> **GIVEN MATERIAL**:
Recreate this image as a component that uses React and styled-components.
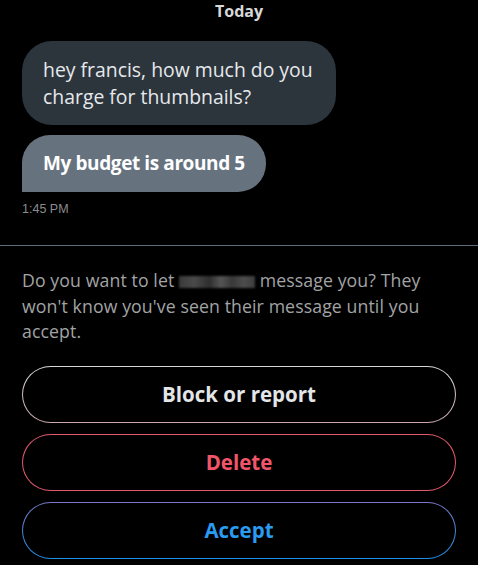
import React from 'react';
import styled, { createGlobalStyle } from 'styled-components';

const GlobalStyle = createGlobalStyle`
    html, body {
        margin: 0;
        padding: 0;
        background: #000;
    }

    body {
        font-family: "Open Sans", "Noto Sans", sans-serif;
        -webkit-font-smoothing: antialiased;
    }
`;

function App() {
    return (
        <>
            <GlobalStyle />
            <Screen>
                <Thread>
                    <DayLabel>Today</DayLabel>
                    <Bubble>hey francis, how much do you charge for thumbnails?</Bubble>
                    <Bubble last>My budget is around 5</Bubble>
                    <Time>1:45 PM</Time>
                </Thread>
                <Divider />
                <Request>
                    <Prompt>
                        Do you want to let <Blurred /> message you? They won't know you've seen their message until you accept.
                    </Prompt>
                    <Actions>
                        <ActionButton tone="neutral">Block or report</ActionButton>
                        <ActionButton tone="danger">Delete</ActionButton>
                        <ActionButton tone="accept">Accept</ActionButton>
                    </Actions>
                </Request>
            </Screen>
        </>
    );
}

export default App;

const tones = {
    neutral: { text: '#e3e6e8', border: 'linear-gradient(180deg, #d8d8d8, #c9a8ae)' },
    danger: { text: '#f1556a', border: 'linear-gradient(180deg, #e35a6c, #e35a6c)' },
    accept: { text: '#2a9bf0', border: 'linear-gradient(180deg, #7a78c8, #1d8fe6)' },
};

const Screen = styled.div`
    width: 478px;
    height: 565px;
    background: #000;
    overflow: hidden;
    display: flex;
    flex-direction: column;
`;

const Thread = styled.div`
    display: flex;
    flex-direction: column;
    align-items: flex-start;
    padding: 0 22px;
`;

const DayLabel = styled.div`
    align-self: center;
    color: #d8d8d8;
    font-size: 16px;
    font-weight: 700;
    line-height: 20px;
    margin-top: 1px;
    margin-bottom: 20px;
`;

const Bubble = styled.div`
    max-width: 272px;
    padding: 15px 21px;
    margin-bottom: 10px;
    border-radius: ${p => (p.last ? '28px 28px 28px 0' : '30px')};
    background: ${p => (p.last ? '#66737f' : '#2c343c')};
    color: ${p => (p.last ? '#ffffff' : '#e6e9ec')};
    font-size: ${p => (p.last ? '19px' : '19.4px')};
    font-weight: ${p => (p.last ? 700 : 400)};
    line-height: 27px;
    letter-spacing: ${p => (p.last ? '-0.4px' : '0')};
`;

const Time = styled.div`
    color: #8a8d90;
    font-family: "Liberation Sans", Arial, sans-serif;
    font-size: 12.5px;
    line-height: 16px;
    margin-top: -1px;
`;

const Divider = styled.div`
    height: 1px;
    background: #5f6c79;
    margin-top: 28px;
`;

const Request = styled.div`
    padding: 22px 22px 0;
`;

const Prompt = styled.p`
    margin: 0;
    color: #a2a4a6;
    font-size: 17.7px;
    line-height: 25.5px;
    letter-spacing: 0.1px;
`;

const Blurred = styled.span`
    display: inline-block;
    width: 76px;
    height: 12px;
    vertical-align: -1px;
    background: linear-gradient(90deg, #3a3a3a 0%, #4a4a4a 20%, #2e2e2e 40%, #555 55%, #383838 70%, #4d4d4d 85%, #3c3c3c 100%);
    filter: blur(1px);
`;

const Actions = styled.div`
    display: flex;
    flex-direction: column;
    gap: 11px;
    margin-top: 21px;
`;

const ActionButton = styled.button`
    height: 57px;
    border-radius: 999px;
    border: 1.5px solid transparent;
    background:
        linear-gradient(#000, #000) padding-box,
        ${p => tones[p.tone].border} border-box;
    color: ${p => tones[p.tone].text};
    font-family: "Open Sans", "Noto Sans", sans-serif;
    font-size: 20.5px;
    font-weight: 700;
    letter-spacing: 0;
    cursor: pointer;
`;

> **INSTRUCTIONS FOR THE TASK**: Repeat the data exactly, dropping every picture it holds.

> **EXERCISE ANSWER**:
Recreate this image as a component that uses React and styled-components.
import React from 'react';
import styled, { createGlobalStyle } from 'styled-components';

const GlobalStyle = createGlobalStyle`
    html, body {
        margin: 0;
        padding: 0;
        background: #000;
    }

    body {
        font-family: "Open Sans", "Noto Sans", sans-serif;
        -webkit-font-smoothing: antialiased;
    }
`;

function App() {
    return (
        <>
            <GlobalStyle />
            <Screen>
                <Thread>
                    <DayLabel>Today</DayLabel>
                    <Bubble>hey francis, how much do you charge for thumbnails?</Bubble>
                    <Bubble last>My budget is around 5</Bubble>
                    <Time>1:45 PM</Time>
                </Thread>
                <Divider />
                <Request>
                    <Prompt>
                        Do you want to let <Blurred /> message you? They won't know you've seen their message until you accept.
                    </Prompt>
                    <Actions>
                        <ActionButton tone="neutral">Block or report</ActionButton>
                        <ActionButton tone="danger">Delete</ActionButton>
                        <ActionButton tone="accept">Accept</ActionButton>
                    </Actions>
                </Request>
            </Screen>
        </>
    );
}

export default App;

const tones = {
    neutral: { text: '#e3e6e8', border: 'linear-gradient(180deg, #d8d8d8, #c9a8ae)' },
    danger: { text: '#f1556a', border: 'linear-gradient(180deg, #e35a6c, #e35a6c)' },
    accept: { text: '#2a9bf0', border: 'linear-gradient(180deg, #7a78c8, #1d8fe6)' },
};

const Screen = styled.div`
    width: 478px;
    height: 565px;
    background: #000;
    overflow: hidden;
    display: flex;
    flex-direction: column;
`;

const Thread = styled.div`
    display: flex;
    flex-direction: column;
    align-items: flex-start;
    padding: 0 22px;
`;

const DayLabel = styled.div`
    align-self: center;
    color: #d8d8d8;
    font-size: 16px;
    font-weight: 700;
    line-height: 20px;
    margin-top: 1px;
    margin-bottom: 20px;
`;

const Bubble = styled.div`
    max-width: 272px;
    padding: 15px 21px;
    margin-bottom: 10px;
    border-radius: ${p => (p.last ? '28px 28px 28px 0' : '30px')};
    background: ${p => (p.last ? '#66737f' : '#2c343c')};
    color: ${p => (p.last ? '#ffffff' : '#e6e9ec')};
    font-size: ${p => (p.last ? '19px' : '19.4px')};
    font-weight: ${p => (p.last ? 700 : 400)};
    line-height: 27px;
    letter-spacing: ${p => (p.last ? '-0.4px' : '0')};
`;

const Time = styled.div`
    color: #8a8d90;
    font-family: "Liberation Sans", Arial, sans-serif;
    font-size: 12.5px;
    line-height: 16px;
    margin-top: -1px;
`;

const Divider = styled.div`
    height: 1px;
    background: #5f6c79;
    margin-top: 28px;
`;

const Request = styled.div`
    padding: 22px 22px 0;
`;

const Prompt = styled.p`
    margin: 0;
    color: #a2a4a6;
    font-size: 17.7px;
    line-height: 25.5px;
    letter-spacing: 0.1px;
`;

const Blurred = styled.span`
    display: inline-block;
    width: 76px;
    height: 12px;
    vertical-align: -1px;
    background: linear-gradient(90deg, #3a3a3a 0%, #4a4a4a 20%, #2e2e2e 40%, #555 55%, #383838 70%, #4d4d4d 85%, #3c3c3c 100%);
    filter: blur(1px);
`;

const Actions = styled.div`
    display: flex;
    flex-direction: column;
    gap: 11px;
    margin-top: 21px;
`;

const ActionButton = styled.button`
    height: 57px;
    border-radius: 999px;
    border: 1.5px solid transparent;
    background:
        linear-gradient(#000, #000) padding-box,
        ${p => tones[p.tone].border} border-box;
    color: ${p => tones[p.tone].text};
    font-family: "Open Sans", "Noto Sans", sans-serif;
    font-size: 20.5px;
    font-weight: 700;
    letter-spacing: 0;
    cursor: pointer;
`;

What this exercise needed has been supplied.